Effectively managing the curb is vital to promoting mobility and reducing time spent in transit. Curb management technology is the key because it allows cities to optimize planning and operations for ALL forms of mobility, helping them not only to adapt to their shifting mobility landscapes, but also to flourish because of them.

At the end of the day, dynamically managing the modern mobility landscape at the curb will boil down to three things:

• Having complete insight into traffic on the street and at the curb––broken down by modes of mobility (passenger, delivery, and ride hailing vehicles are just the tip of the iceberg)

• Automating flexible enforcement processes that are currently too labor-intensive to scale to the short-term parking patterns of commercial drivers

• Providing automated payment processes for commercial drivers to prevent significant revenue losses from growing commercial parking

With these tools in the arsenal, cities can efficiently and effectively manage their mobility ecosystem, reduce traffic, increase parking turnover, capture unrealized parking revenue and prepare for the emergence of autonomous vehicles.

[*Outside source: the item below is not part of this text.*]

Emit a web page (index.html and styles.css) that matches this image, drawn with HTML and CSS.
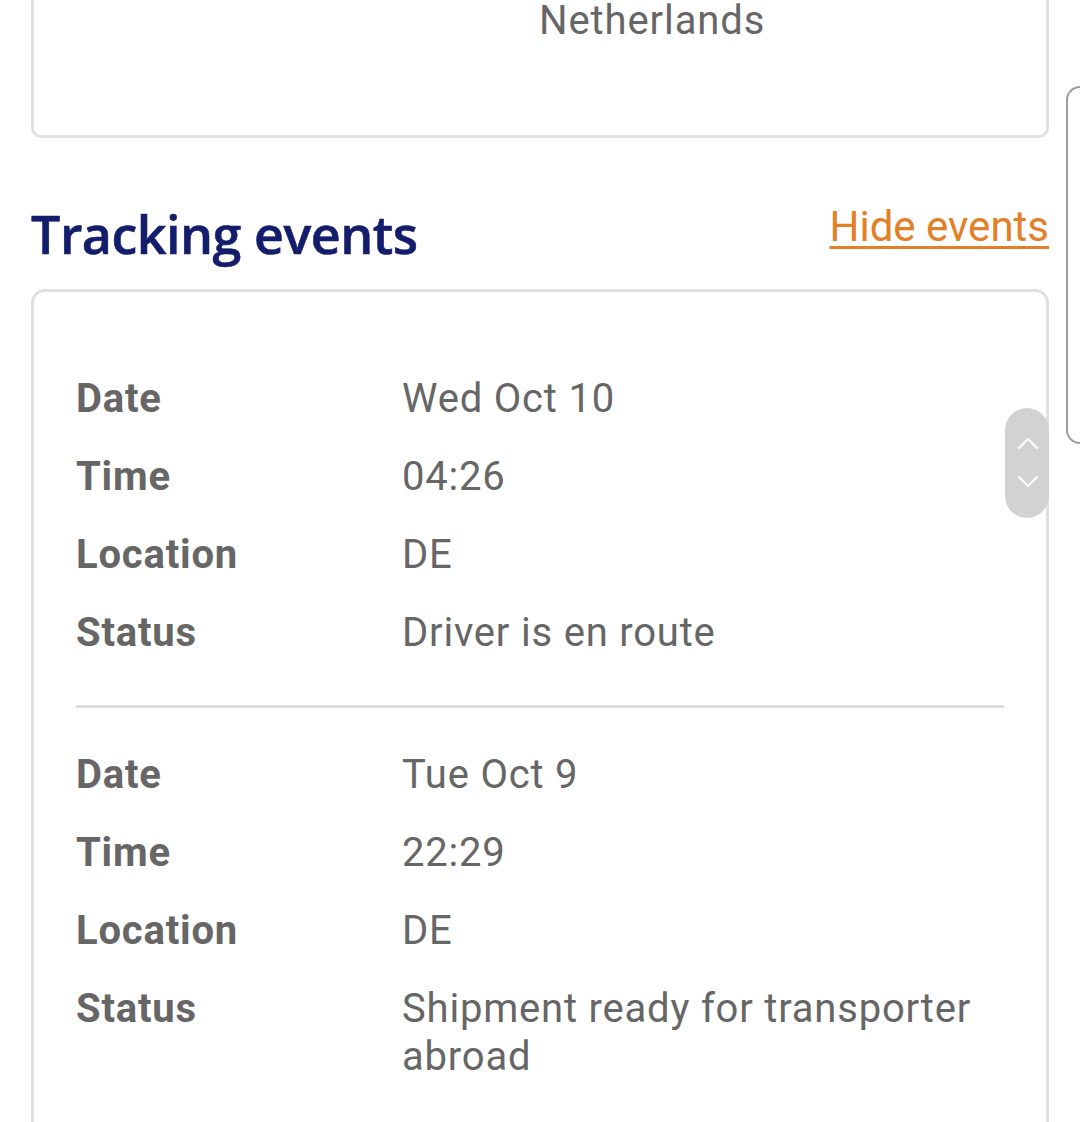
FILE: index.html
```html
<!DOCTYPE html>
<html lang="en">
<head>
<meta charset="utf-8">
<title>Tracking events</title>
<link rel="stylesheet" href="styles.css">
</head>
<body>
<div class="page">
  <div class="card card-top">
    <div class="country">Netherlands</div>
  </div>

  <div class="section-head">
    <h2 class="title">Tracking events</h2>
    <a class="toggle" href="#">Hide events</a>
  </div>

  <div class="card card-events">
    <div class="event">
      <div class="label">Date</div><div class="value">Wed Oct 10</div>
      <div class="label">Time</div><div class="value">04:26</div>
      <div class="label">Location</div><div class="value">DE</div>
      <div class="label">Status</div><div class="value">Driver is en route</div>
    </div>
    <div class="event">
      <div class="label">Date</div><div class="value">Tue Oct 9</div>
      <div class="label">Time</div><div class="value">22:29</div>
      <div class="label">Location</div><div class="value">DE</div>
      <div class="label">Status</div><div class="value">Shipment ready for transporter abroad</div>
    </div>
  </div>

  <div class="peek-card"></div>

  <div class="scroll-pill">
    <svg width="44" height="110" viewBox="0 0 44 110" aria-hidden="true">
      <path d="M14 40 L23 31 L32 40" fill="none" stroke="#fff" stroke-width="2" stroke-linecap="round" stroke-linejoin="round"/>
      <path d="M14 69 L23 78 L32 69" fill="none" stroke="#fff" stroke-width="2" stroke-linecap="round" stroke-linejoin="round"/>
    </svg>
  </div>
</div>
</body>
</html>
```

FILE: styles.css
```css
html, body {
  margin: 0;
  padding: 0;
  background: #ffffff;
}

body {
  font-family: Roboto, "Liberation Sans", Arial, sans-serif;
  color: #666666;
  overflow: hidden;
  height: 1122px;
}

.page {
  position: relative;
  display: flow-root;
  width: 1080px;
  height: 1122px;
  padding: 0 31px;
  box-sizing: border-box;
}

.card {
  border: 3px solid #e0e0e0;
  border-radius: 12px;
  background: #fff;
}

.card-top {
  margin-top: -40px;
  padding: 38px 0 94px 505px;
  border-radius: 10px;
}

.country {
  font-size: 40px;
  line-height: 40px;
  letter-spacing: 0.9px;
}

.section-head {
  display: flex;
  justify-content: space-between;
  align-items: flex-start;
  margin-top: 58px;
  height: 93px;
}

.title {
  margin: 0;
  font-family: "Open Sans", "Noto Sans", sans-serif;
  font-weight: 600;
  font-size: 52px;
  line-height: 76px;
  color: #141d6b;
  letter-spacing: -0.5px;
  -webkit-text-stroke: 0.6px #141d6b;
}

.toggle {
  font-size: 42px;
  line-height: 58px;
  margin-top: 2px;
  color: #e38027;
  text-decoration: underline;
  text-decoration-thickness: 3px;
  text-underline-offset: 5px;
}

.card-events {
  padding: 38px 42px 40px 42px;
  border-radius: 14px;
  height: 900px;
}

.event {
  display: grid;
  grid-template-columns: 326px 1fr;
  padding: 30px 0 33px;
}

.event + .event {
  border-top: 3px solid #dedede;
  padding-top: 28px;
}

.label,
.value {
  font-size: 40px;
  line-height: 48px;
  letter-spacing: 0.8px;
  padding: 15px 0;
}

.label {
  font-weight: 700;
}

.value {
  font-weight: 400;
}

.peek-card {
  position: absolute;
  left: 1066px;
  top: 86px;
  width: 40px;
  height: 354px;
  border: 2px solid #9e9e9e;
  border-right: none;
  border-radius: 14px 0 0 14px;
}

.scroll-pill {
  position: absolute;
  left: 1005px;
  top: 408px;
  width: 44px;
  height: 110px;
  border-radius: 22px;
  background: #d2d2d2;
}

.scroll-pill svg {
  display: block;
}
```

It’s true that innovative approaches to modern mobility have driven this latest wave of curbside chaos. On-demand rides, on-demand delivery, and an abundance of shared vehicles have made many of our lives easier and more convenient. They have made cities more accessible, but at the same time more congested, demanding more complex curb and traffic management. 

By focusing on dynamic and flexible curb management strategies and regulations, smart cities are rising to the challenge. Those that seize the opportunity to harness powerful video analytics and AI tools to inform policy, reduce congestion, and streamline revenue capture will be the ones to pull ahead!